#### [GIVEN EXERCISE]
In the data below, find every line with the string "index" and pull it out.
__________________________________________________
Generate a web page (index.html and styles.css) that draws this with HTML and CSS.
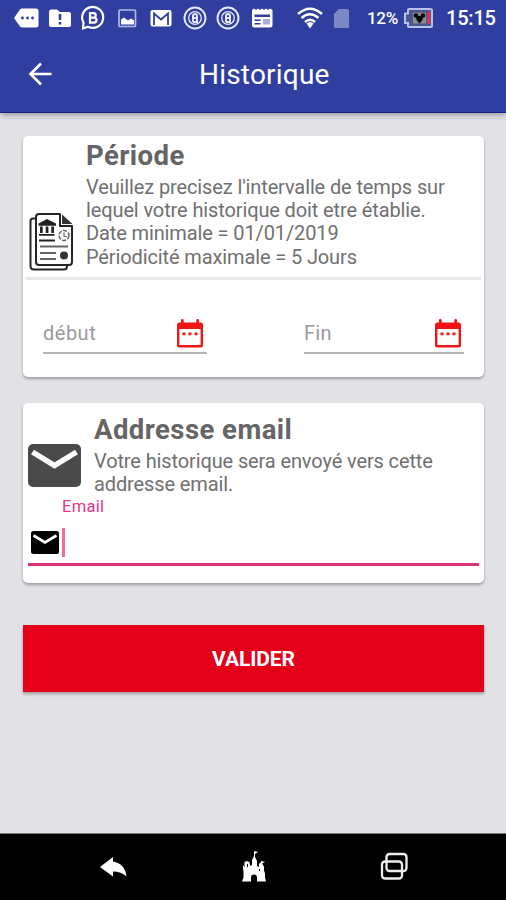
FILE: index.html
```html
<!DOCTYPE html>
<html lang="fr">
<head>
<meta charset="utf-8">
<title>Historique</title>
<link rel="stylesheet" href="styles.css">
</head>
<body>
<div class="screen">
  <header class="top">
    <div class="status">
      <div class="notifications">
        <svg viewBox="0 0 26 26"><path fill="#fff" d="M1 13 7 4.500Q8 3.500 9 3.500H23Q25.500 3.500 25.500 6V20Q25.500 22.500 23 22.500H9Q8 22.500 7 21.500Z"/><g fill="#303f9f"><circle cx="9.500" cy="13" r="1.400"/><circle cx="14.500" cy="13" r="1.400"/><circle cx="19.500" cy="13" r="1.400"/></g></svg>
        <svg viewBox="0 0 26 26"><path fill="#fff" d="M2 7Q2 4.500 4 4.500H10L13 7H22Q24 7 24 9V20Q24 22 22 22H4Q2 22 2 20Z"/><path fill="#303f9f" d="M11.700 9h2.600v6h-2.600zM11.700 17h2.600v2.500h-2.600z"/></svg>
        <svg viewBox="0 0 26 26"><path fill="none" stroke="#fff" stroke-width="2.200" d="M3 23.500 3.500 17.500A10.500 10.500 0 1 1 8 21.800Z"/><path fill="none" stroke="#fff" stroke-width="2.200" d="M10 8.200h3.500a2.200 2.200 0 0 1 0 4.400H10h4a2.500 2.500 0 0 1 0 5h-4zV17.600"/></svg>
        <svg viewBox="0 0 26 26"><rect x="5" y="5" width="16.500" height="16.500" rx="1" fill="#303f9f" stroke="#b4bbe6" stroke-width="1.700"/><path fill="#fff" d="M7 19.500v-5l3-2 4 3 3-2 3 2v4z"/></svg>
        <svg viewBox="0 0 26 26"><rect x="2.500" y="5" width="21" height="16.500" rx="2" fill="#fff"/><path fill="none" stroke="#303f9f" stroke-width="1.800" d="M6 20V8.500l7 6 7-6V20"/></svg>
        <svg viewBox="0 0 26 26"><g fill="none" stroke="#e6e9fb"><circle cx="13" cy="13" r="10.500" stroke-width="1.900"/><circle cx="13" cy="13" r="6.300" stroke-width="1.300"/><path stroke-width="2" d="M11 17v-6q0-2 2-2t2 2v2h-4m4 0v4h-4"/></g></svg>
        <svg viewBox="0 0 26 26"><g fill="none" stroke="#e6e9fb"><circle cx="13" cy="13" r="10.500" stroke-width="1.900"/><circle cx="13" cy="13" r="6.300" stroke-width="1.300"/><path stroke-width="2" d="M11 17v-6q0-2 2-2t2 2v2h-4m4 0v4h-4"/></g></svg>
        <svg viewBox="0 0 26 26"><path fill="#fff" d="M3 5l2-1.500L7 5l2-1.500L11 5l2-1.500L15 5l2-1.500L19 5l2-1.500L23.500 5v15q0 2.500-2.500 2.500H5.500Q3 22.500 3 20z"/><path fill="#303f9f" d="M5.500 9.500H21v2.500H5.500zM5.500 14.500h6V16h-6zM5.500 18h6v1.500h-6z"/><path fill="#a9b0dc" d="M14 14h7v5.500h-7z"/></svg>
      </div>
      <svg class="wifi" viewBox="0 0 26 24"><g fill="none" stroke="#fff" stroke-width="2.500"><path d="M1 8q12-10.500 24 0M4.500 12q8.500-7.500 17 0M8 16q5-4.500 10 0"/></g><path fill="#fff" d="M9.500 17.500q3.500-3 7 0L13 22.500z"/></svg>
      <svg class="sim" viewBox="0 0 15 19"><path fill="#7e87c5" d="M5 0h8.500Q15 0 15 1.500v16q0 1.500-1.500 1.500h-12Q0 19 0 17.500V5z"/></svg>
      <span class="percent">12%</span>
      <svg class="battery" viewBox="0 0 29 20"><path fill="#4b558f" stroke="#b9c0ea" stroke-width="2" d="M5 1h21.500q1.500 0 1.500 1.500v15q0 1.500-1.500 1.500H5q-1 0-1-1v-3H1V5.500h3V2q0-1 1-1z"/><path fill="#8d8c92" d="M9 4.500h13v11H9z"/><g fill="#080808"><circle cx="12" cy="7.500" r="2.300"/><circle cx="19" cy="7.500" r="2.300"/><path d="M12 8h7l-.5 4-3 3.500-3-3.500z"/></g><path fill="#f3313f" d="M23.500 4H26v12h-2.500z"/></svg>
      <span class="clock">15:15</span>
    </div>
    <div class="appbar">
      <svg class="back" viewBox="0 0 24 24"><path fill="none" stroke="#fff" stroke-width="2.600" d="M23.500 12H2.500M13 1.500 2.500 12 13 22.500"/></svg>
      <h1 class="title">Historique</h1>
    </div>
  </header>

  <main class="content">
    <section class="card period">
      <div class="intro">
        <svg class="docs" viewBox="0 0 46 60"><g fill="none" stroke="#252525" stroke-width="2" stroke-linejoin="round"><path d="M7 6.500H4Q1.500 6.500 1.500 9V54Q1.500 57.500 5 57.500H35Q38 57.500 38 54V53"/><path d="M10 2H31V14H43V50Q43 53 40 53H10Q7 53 7 50V5Q7 2 10 2z"/></g><path fill="#333" d="M33 2.500 43.500 12H33z"/><g fill="#222"><path d="M18 7l9 4.500v2.200H9.500v-2.200zM11 14.500h2.700V21H11zM16.700 14.500h2.700V21h-2.700zM22.300 14.500H25V21h-2.700zM10 22h15.500v1.800H10zM10 27.500h16v2H10z"/></g><g fill="none" stroke="#666"><circle cx="35" cy="23.500" r="5" stroke-width="1.500" stroke-dasharray="4 1.500"/><path d="M35 20.500v3.500l3 1" stroke-width="1.200"/><path stroke-width="1.800" d="M11 34.500h28M11 41h16M11 47h16"/></g><circle cx="35" cy="43.500" r="4" fill="#333"/></svg>
        <div class="copy">
          <h2 class="heading">Période</h2>
          <p class="text">Veuillez precisez l'intervalle de temps sur<br>lequel votre historique doit etre établie.<br>Date minimale = 01/01/2019<br>Périodicité maximale = 5 Jours</p>
        </div>
      </div>
      <div class="dates">
        <div class="date start"><span>début</span>
          <svg class="calendar" viewBox="0 0 26 29"><path fill="#f01414" d="M4 1q0-1 1.300-1T6.700 1v2.500H19.300V1q0-1 1.300-1T22 1v2.500h1.500Q26 3.500 26 6v20q0 2.500-2.500 2.500h-21Q0 28.500 0 26V6Q0 3.500 2.500 3.500H4z"/><path fill="#fff" d="M2.400 10h21.200v16H2.400z"/><path fill="#f01414" d="M5.500 13.500h3v2.800h-3zM11.500 13.500h3v2.800h-3zM17.500 13.500h3v2.800h-3z"/></svg>
        </div>
        <div class="date end"><span>Fin</span>
          <svg class="calendar" viewBox="0 0 26 29"><path fill="#f01414" d="M4 1q0-1 1.300-1T6.700 1v2.500H19.300V1q0-1 1.300-1T22 1v2.500h1.500Q26 3.500 26 6v20q0 2.500-2.500 2.500h-21Q0 28.500 0 26V6Q0 3.500 2.500 3.500H4z"/><path fill="#fff" d="M2.400 10h21.200v16H2.400z"/><path fill="#f01414" d="M5.500 13.500h3v2.800h-3zM11.500 13.500h3v2.800h-3zM17.500 13.500h3v2.800h-3z"/></svg>
        </div>
      </div>
    </section>

    <section class="card address">
      <div class="intro">
        <svg class="mail-large" viewBox="0 0 53 43"><rect width="53" height="43" rx="5" fill="#4a4a4a"/><path fill="none" stroke="#fff" stroke-width="5.500" d="M4.500 8 26.500 21.500 48.500 8"/></svg>
        <div class="copy">
          <h2 class="heading">Addresse email</h2>
          <p class="text">Votre historique sera envoyé vers cette<br>addresse email.</p>
        </div>
      </div>
      <div class="label">Email</div>
      <div class="field">
        <svg class="mail-small" viewBox="0 0 28 23"><rect width="28" height="23" rx="2.500" fill="#000"/><path fill="none" stroke="#fff" stroke-width="2.700" d="M2.500 4.500 14 11.500 25.500 4.500"/></svg>
        <i class="cursor"></i>
      </div>
    </section>

    <button class="submit">VALIDER</button>
  </main>

  <nav class="nav">
    <svg viewBox="0 0 32 32"><path fill="#fff" d="M2 16 15 6V10.500q12 2 13.500 15Q23 20.500 15 20.500v5z"/></svg>
    <svg viewBox="0 0 32 32"><path fill="#fff" d="M16 0l4 1-3 2v3l2 4v5l2 1v-3l2-2V10l4 1-3 1.500 2 3v4l1 3v4l1 4H19v-4q0-3-3-3t-3 3v4H4l1.500-4v-6L5 17v-3l1.500 2V11l2-1 3 1 .5 4 2-1V9l2-4z"/><path fill="#000" d="M9 13h1v3H9zM21 18h1v2h-1z"/></svg>
    <svg viewBox="0 0 32 32"><g fill="none" stroke="#eee" stroke-width="2.300"><rect x="8.500" y="3" width="20" height="17" rx="3"/><rect x="4" y="10.500" width="20" height="17" rx="3"/></g></svg>
  </nav>
</div>
</body>
</html>
```

FILE: styles.css
```css
* { box-sizing: border-box; }
body { margin: 0; font-family: Roboto, "Liberation Sans", sans-serif; }
h1, h2, p { margin: 0; }
svg { display: block; flex: none; overflow: visible; }
.screen { width: 506px; height: 900px; display: flex; flex-direction: column; background: #e1e1e6; overflow: hidden; }
.top { height: 113px; flex: none; background: #303f9f; border-bottom: 1px solid #13258c; box-shadow: 0 1px 7px rgba(0,0,0,.4); color: #fff; }
.status { height: 36px; display: flex; align-items: center; padding-left: 9px; }
.notifications { width: 270px; display: grid; grid-template-columns: repeat(8, 1fr); justify-items: center; }
.notifications svg { width: 26px; height: 26px; margin-top: -1px; }
.wifi { width: 26px; height: 24px; margin-left: 18px; }
.sim { width: 15px; height: 19px; margin-left: 11px; }
.percent { width: 31px; margin-left: 18px; font-size: 17px; font-weight: 500; white-space: nowrap; letter-spacing: -.3px; }
.battery { width: 29px; height: 20px; margin: -1px 0 0 6px; }
.clock { margin-left: 13px; font-size: 20px; font-weight: 500; letter-spacing: -.2px; }
.appbar { height: 76px; display: flex; align-items: center; padding-left: 28px; }
.back { width: 24px; height: 24px; margin-top: -1px; }
.title { margin-left: 147px; font-size: 28px; line-height: 32px; font-weight: 400; letter-spacing: .2px; white-space: nowrap; padding-top: 2px; }
.content { flex: 1; padding: 23px 22px 0 23px; }
.card { background: #fff; border-radius: 5px; box-shadow: 0 2px 3px rgba(0,0,0,.3); }
.intro { display: flex; }
.heading { font-size: 27.500px; line-height: 32px; font-weight: 700; letter-spacing: .45px; color: #656565; white-space: nowrap; }
.text { margin-top: 4px; font-size: 20px; line-height: 23.200px; letter-spacing: -.12px; color: #707070; white-space: nowrap; }
.period { height: 241px; padding: 4px 3px 0; }
.period .intro { height: 140px; border-bottom: 3px solid #e9e9e9; padding-left: 3px; }
.docs { width: 46px; height: 60px; margin-top: 72px; }
.period .copy { margin-left: 11px; }
.dates { display: flex; justify-content: space-between; padding: 34px 17px 0; }
.date { height: 40px; border-bottom: 2px solid #b5b5b5; display: flex; justify-content: space-between; align-items: center; color: #9a9a9a; font-size: 20px; }
.start { width: 164px; padding-right: 4px; letter-spacing: .5px; }
.end { width: 160px; padding-right: 3px; letter-spacing: .3px; }
.calendar { width: 26px; height: 29px; }
.address { height: 180px; margin-top: 26px; padding: 11px 5px 0; }
.mail-large { width: 53px; height: 43px; margin-top: 30px; }
.address .copy { margin-left: 13px; }
.label { height: 20px; margin-top: 1px; padding-left: 34px; font-size: 16.500px; line-height: 20px; letter-spacing: .3px; color: #e5358a; }
.field { height: 50px; border-bottom: 3px solid #db3578; display: flex; align-items: center; padding: 6px 0 0 3px; margin-top: -1px; }
.mail-small { width: 28px; height: 23px; }
.cursor { width: 3px; height: 29px; margin-left: 3px; background: #ef6c9d; }
.submit { display: block; width: 461px; height: 67px; margin: 42px 0 0; padding: 2px 0 0; border: 0; background: #e30018; color: #fff; font: 700 21px/65px Roboto, "Liberation Sans", sans-serif; letter-spacing: -.1px; box-shadow: 0 2px 3px rgba(0,0,0,.3); }
.nav { height: 67px; flex: none; background: #000; border-top: 1px solid #777; display: flex; justify-content: space-between; align-items: center; padding: 0 96px 0 98px; }
.nav svg { width: 32px; height: 32px; }
```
__________________________________________________
#### [WRITTEN ANSWER]
Generate a web page (index.html and styles.css) that draws this with HTML and CSS.
FILE: index.html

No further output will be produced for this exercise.